● **The task**
Copy every line of the listing that holds the string "components".

__________

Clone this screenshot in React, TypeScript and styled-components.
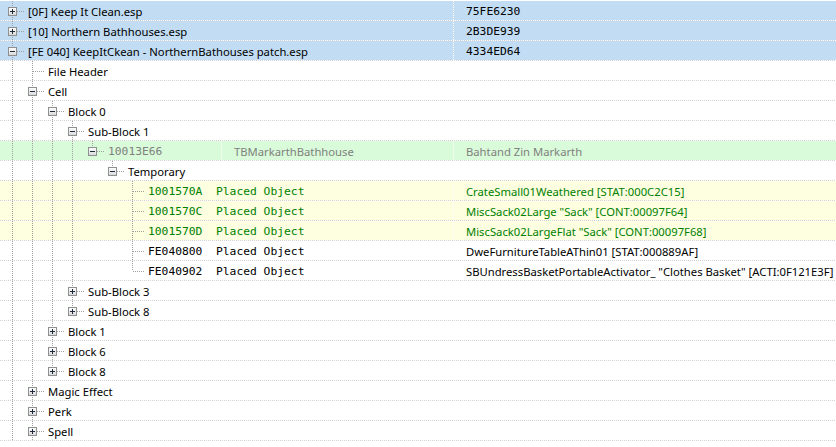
import React, { FC } from 'react'
import styled, { createGlobalStyle, css } from 'styled-components'

type Tone = 'file' | 'cell' | 'ref' | 'plain'

interface Item {
  level: number
  label: string
  mono?: boolean
  toggle?: 'plus' | 'minus'
  last?: boolean
  tone?: Tone
  editorId?: string
  value?: string
  monoValue?: boolean
}

const items: Item[] = [
  { level: 0, label: '[0F] Keep It Clean.esp', toggle: 'plus', tone: 'file', value: '75FE6230', monoValue: true },
  { level: 0, label: '[10] Northern Bathhouses.esp', toggle: 'plus', tone: 'file', value: '2B3DE939', monoValue: true },
  { level: 0, label: '[FE 040] KeepItCkean - NorthernBathouses patch.esp', toggle: 'minus', tone: 'file', value: '4334ED64', monoValue: true },
  { level: 1, label: 'File Header' },
  { level: 1, label: 'Cell', toggle: 'minus' },
  { level: 2, label: 'Block 0', toggle: 'minus' },
  { level: 3, label: 'Sub-Block 1', toggle: 'minus' },
  { level: 4, label: '10013E66', mono: true, toggle: 'minus', last: true, tone: 'cell', editorId: 'TBMarkarthBathhouse', value: 'Bahtand Zin Markarth' },
  { level: 5, label: 'Temporary', toggle: 'minus', last: true },
  { level: 6, label: '1001570A  Placed Object', mono: true, tone: 'ref', value: 'CrateSmall01Weathered [STAT:000C2C15]' },
  { level: 6, label: '1001570C  Placed Object', mono: true, tone: 'ref', value: 'MiscSack02Large "Sack" [CONT:00097F64]' },
  { level: 6, label: '1001570D  Placed Object', mono: true, tone: 'ref', value: 'MiscSack02LargeFlat "Sack" [CONT:00097F68]' },
  { level: 6, label: 'FE040800  Placed Object', mono: true, value: 'DweFurnitureTableAThin01 [STAT:000889AF]' },
  { level: 6, label: 'FE040902  Placed Object', mono: true, last: true, value: 'SBUndressBasketPortableActivator_ "Clothes Basket" [ACTI:0F121E3F]' },
  { level: 3, label: 'Sub-Block 3', toggle: 'plus' },
  { level: 3, label: 'Sub-Block 8', toggle: 'plus', last: true },
  { level: 2, label: 'Block 1', toggle: 'plus' },
  { level: 2, label: 'Block 6', toggle: 'plus' },
  { level: 2, label: 'Block 8', toggle: 'plus', last: true },
  { level: 1, label: 'Magic Effect', toggle: 'plus' },
  { level: 1, label: 'Perk', toggle: 'plus' },
  { level: 1, label: 'Spell', toggle: 'plus' }
]

const tones = {
  file: { bg: '#c1dcf3', fg: '#000' },
  cell: { bg: '#d9fbd9', fg: '#808080' },
  ref: { bg: '#fefee1', fg: '#008000' },
  plain: { bg: '#fff', fg: '#000' }
}

const GlobalStyle = createGlobalStyle`
  html, body {
    margin: 0;
    background: #fff;
  }
  body {
    font-family: "Noto Sans", "Open Sans", sans-serif;
    font-size: 11.25px;
  }
`

const Tree = styled.div`
  display: flex;
  flex-direction: column;
  padding-top: 1px;
  width: 836px;
  height: 447px;
  overflow: hidden;
`

const Row = styled.div<{ $tone: Tone }>`
  display: grid;
  grid-template-columns: 221px 232px 1fr;
  height: 20px;
  flex: none;
  color: ${p => tones[p.$tone].fg};
  background-color: ${p => tones[p.$tone].bg};
  background-image: linear-gradient(to right, #d2d2d2 50%, #fff 50%);
  background-size: 2px 1px;
  background-repeat: repeat-x;
  background-position: left bottom;
`

const TreeCell = styled.div<{ $split: boolean }>`
  grid-column: ${p => (p.$split ? 'span 1' : 'span 2')};
  display: flex;
  align-items: stretch;
  padding-left: 2px;
  min-width: 0;
  white-space: nowrap;
`

const dots = css`
  content: '';
  position: absolute;
  background-image: linear-gradient(to bottom, #a0a0a0 50%, transparent 50%);
  background-size: 1px 2px;
`

const Indent = styled.span<{ $line: boolean }>`
  position: relative;
  flex: none;
  width: 20px;

  ${p =>
    p.$line &&
    css`
      &::before {
        ${dots};
        left: 10px;
        top: 0;
        bottom: 0;
        width: 1px;
      }
    `}
`

const Connector = styled.span<{ $last: boolean }>`
  position: relative;
  flex: none;
  width: 20px;

  &::before {
    ${dots};
    left: 10px;
    top: 0;
    width: 1px;
    height: ${p => (p.$last ? '10px' : '100%')};
  }

  &::after {
    ${dots};
    left: 11px;
    top: 10px;
    width: 11px;
    height: 1px;
    background-image: linear-gradient(to right, #a0a0a0 50%, transparent 50%);
    background-size: 2px 1px;
  }
`

const ToggleBox = styled.svg`
  position: absolute;
  left: 6px;
  top: 6px;
  z-index: 1;
`

const Label = styled.span<{ $mono?: boolean }>`
  align-self: center;
  margin-left: 6px;
  white-space: pre;
  ${p =>
    p.$mono &&
    css`
      font-family: "DejaVu Sans Mono", "Liberation Mono", monospace;
      font-size: 11.3px;
    `}
`

const Column = styled.div`
  display: flex;
  align-items: center;
  padding-left: 13px;
  white-space: pre;
  min-width: 0;
  background-image: linear-gradient(to bottom, #fff 50%, transparent 50%);
  background-size: 1px 2px;
  background-repeat: repeat-y;
  background-position: left top;
`

const Mono = styled.span`
  font-family: "DejaVu Sans Mono", "Liberation Mono", monospace;
  font-size: 11.3px;
`

const Toggle: FC<{ kind: 'plus' | 'minus' }> = ({ kind }) => (
  <ToggleBox width="9" height="9" viewBox="0 0 9 9">
    <defs>
      <linearGradient id={`tg-${kind}`} x1="0" y1="0" x2="0" y2="1">
        <stop offset="0" stopColor="#ffffff" />
        <stop offset="1" stopColor="#d8d8d8" />
      </linearGradient>
    </defs>
    <rect x="0.5" y="0.5" width="8" height="8" fill={`url(#tg-${kind})`} stroke="#8e8f8f" />
    <path d="M2 4.5h5" stroke="#1c2a3c" />
    {kind === 'plus' && <path d="M4.5 2v5" stroke="#1c2a3c" />}
  </ToggleBox>
)

const App: FC = () => {
  const open: boolean[] = []
  return (
    <>
      <GlobalStyle />
      <Tree>
        {items.map((item, i) => {
          open[item.level] = !item.last
          const guides = open.slice(0, item.level)
          return (
            <Row key={i} $tone={item.tone || 'plain'}>
              <TreeCell $split={!!item.editorId}>
                {guides.map((line, k) => (
                  <Indent key={k} $line={line} />
                ))}
                <Connector $last={!!item.last}>
                  {item.toggle && <Toggle kind={item.toggle} />}
                </Connector>
                <Label $mono={item.mono}>{item.label}</Label>
              </TreeCell>
              {item.editorId && <Column>{item.editorId}</Column>}
              <Column>
                {item.monoValue ? <Mono>{item.value}</Mono> : item.value}
              </Column>
            </Row>
          )
        })}
      </Tree>
    </>
  )
}

export default App
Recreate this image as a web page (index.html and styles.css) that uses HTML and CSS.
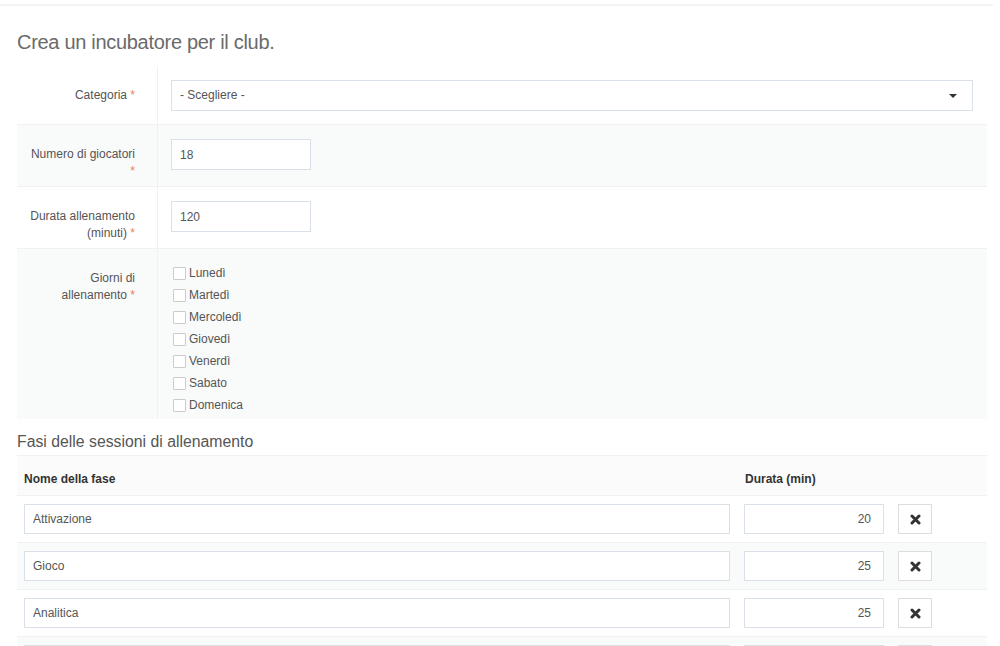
FILE: index.html
```html
<!DOCTYPE html>
<html lang="it">
<head>
	<meta charset="UTF-8">
	<title>Crea un incubatore</title>
	<link rel="stylesheet" href="styles.css">
</head>
<body>
	<div class="topline"></div>
	<main class="page">
		<h2 class="title">Crea un incubatore per il club.</h2>

		<div class="form">
			<div class="row">
				<label class="label">Categoria <span class="req">*</span></label>
				<div class="field">
					<div class="select">- Scegliere -<i class="caret"></i></div>
				</div>
			</div>
			<div class="row alt">
				<label class="label">Numero di giocatori<br><span class="req">*</span></label>
				<div class="field">
					<input class="input small" type="text" value="18">
				</div>
			</div>
			<div class="row">
				<label class="label">Durata allenamento<br>(minuti) <span class="req">*</span></label>
				<div class="field">
					<input class="input small" type="text" value="120">
				</div>
			</div>
			<div class="row alt last">
				<label class="label">Giorni di<br>allenamento <span class="req">*</span></label>
				<div class="field days">
					<label class="day"><i class="check"></i>Lunedì</label>
					<label class="day"><i class="check"></i>Martedì</label>
					<label class="day"><i class="check"></i>Mercoledì</label>
					<label class="day"><i class="check"></i>Giovedì</label>
					<label class="day"><i class="check"></i>Venerdì</label>
					<label class="day"><i class="check"></i>Sabato</label>
					<label class="day"><i class="check"></i>Domenica</label>
				</div>
			</div>
		</div>

		<h4 class="subtitle">Fasi delle sessioni di allenamento</h4>

		<div class="phases">
			<div class="prow head">
				<span>Nome della fase</span>
				<span>Durata (min)</span>
				<span></span>
			</div>
			<div class="prow">
				<input class="input" type="text" value="Attivazione">
				<input class="input num" type="text" value="20">
				<button class="del"><svg width="11" height="11" viewBox="0 0 11 11"><path d="M2 2L9 9M9 2L2 9" stroke="#333" stroke-width="3" stroke-linecap="round"/></svg></button>
			</div>
			<div class="prow alt">
				<input class="input" type="text" value="Gioco">
				<input class="input num" type="text" value="25">
				<button class="del"><svg width="11" height="11" viewBox="0 0 11 11"><path d="M2 2L9 9M9 2L2 9" stroke="#333" stroke-width="3" stroke-linecap="round"/></svg></button>
			</div>
			<div class="prow">
				<input class="input" type="text" value="Analitica">
				<input class="input num" type="text" value="25">
				<button class="del"><svg width="11" height="11" viewBox="0 0 11 11"><path d="M2 2L9 9M9 2L2 9" stroke="#333" stroke-width="3" stroke-linecap="round"/></svg></button>
			</div>
			<div class="prow alt">
				<input class="input" type="text" value="">
				<input class="input num" type="text" value="">
				<button class="del"></button>
			</div>
		</div>
	</main>
</body>
</html>
```

FILE: styles.css
```css
html,body{
	margin: 0;
	padding: 0;
	background: #fff;
	overflow: hidden;
}
body{
	font-family: "Liberation Sans", Arial, sans-serif;
	font-size: 12px;
	color: #555;
}
.topline{
	width: 993px;
	height: 4px;
	border-bottom: 2px solid #f1f3f4;
}
.page{
	width: 970px;
	padding-left: 17px;
}
.title{
	margin: 0;
	padding: 24px 0 12px;
	font-size: 20px;
	font-weight: normal;
	line-height: 24px;
	color: #6a6a6a;
	letter-spacing: -0.3px;
}
/* form rows */
.row{
	display: flex;
	border-bottom: 1px solid #eff1f2;
}
.row.last{
	border-bottom: none;
}
.alt{
	background: #f9fafa;
}
.label{
	width: 118px;
	flex: none;
	padding: 21px 22px 6px 0;
	border-right: 1px solid #eff1f2;
	text-align: right;
	line-height: 17px;
	color: #555;
}
.req{
	color: #f07f4f;
}
.field{
	flex: 1;
	padding: 14px 14px 13px 13px;
}
.input{
	box-sizing: border-box;
	height: 31px;
	padding: 0 8px;
	border: 1px solid #d9e0e8;
	border-radius: 0;
	background: #fff;
	font-family: "Liberation Sans", Arial, sans-serif;
	font-size: 12px;
	color: #555;
	outline: none;
}
.input.small{
	width: 140px;
	display: block;
}
.select{
	position: relative;
	box-sizing: border-box;
	height: 31px;
	padding: 0 8px;
	border: 1px solid #d9e0e8;
	background: #fff;
	line-height: 29px;
	color: #555;
}
.caret{
	position: absolute;
	right: 15px;
	top: 13px;
	width: 0;
	height: 0;
	border-left: 4px solid transparent;
	border-right: 4px solid transparent;
	border-top: 4px solid #333;
}
/* days */
.days{
	padding: 13px 14px 3px 15px;
}
.day{
	display: flex;
	align-items: center;
	height: 22px;
	color: #555;
}
.check{
	box-sizing: border-box;
	width: 13px;
	height: 13px;
	margin-right: 3px;
	border: 1px solid #ccc;
	border-radius: 1px;
	background: #fff;
}
/* phases */
.subtitle{
	margin: 0;
	padding: 14px 0 4px;
	font-size: 15.8px;
	font-weight: normal;
	line-height: 18px;
	color: #555;
	border-bottom: 1px solid #eff1f2;
}
.prow{
	display: grid;
	grid-template-columns: 706px 140px 34px;
	column-gap: 14px;
	padding: 8px 7px;
	border-bottom: 1px solid #eff1f2;
}
.prow .input,.prow .del{
	height: 30px;
}
.prow.head{
	height: 22px;
	padding-top: 12px;
	padding-bottom: 5px;
	background: #fbfbfc;
	font-weight: bold;
	color: #333;
	line-height: 22px;
}
.prow.head span:nth-child(2){
	padding-left: 1px;
}
.num{
	text-align: right;
	padding-right: 12px;
}
.del{
	box-sizing: border-box;
	padding: 0;
	border: 1px solid #dddddd;
	background: #fff;
	display: flex;
	align-items: center;
	justify-content: center;
}
```
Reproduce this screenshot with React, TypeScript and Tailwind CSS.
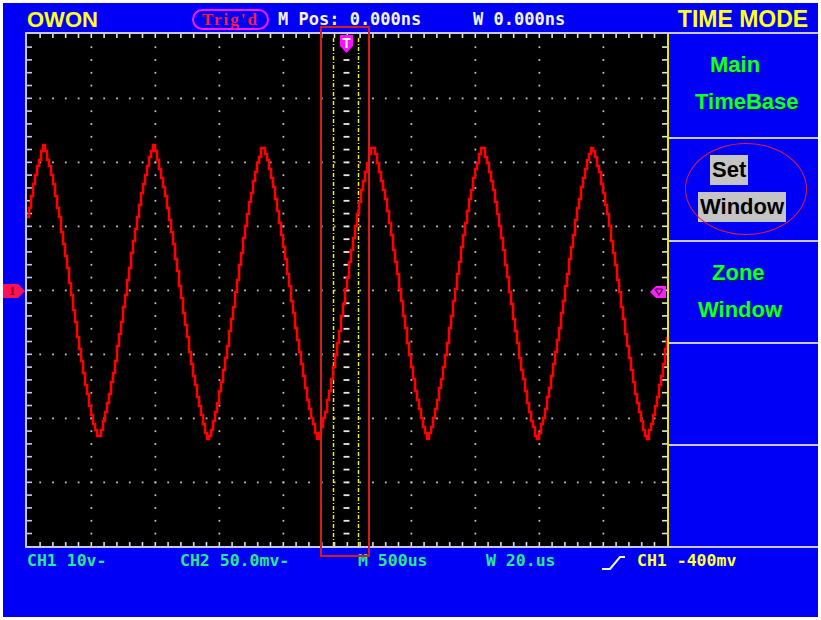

__________

● **Written response**
Clone this screenshot in React, TypeScript and styled-components.
import styled, { createGlobalStyle, css } from 'styled-components'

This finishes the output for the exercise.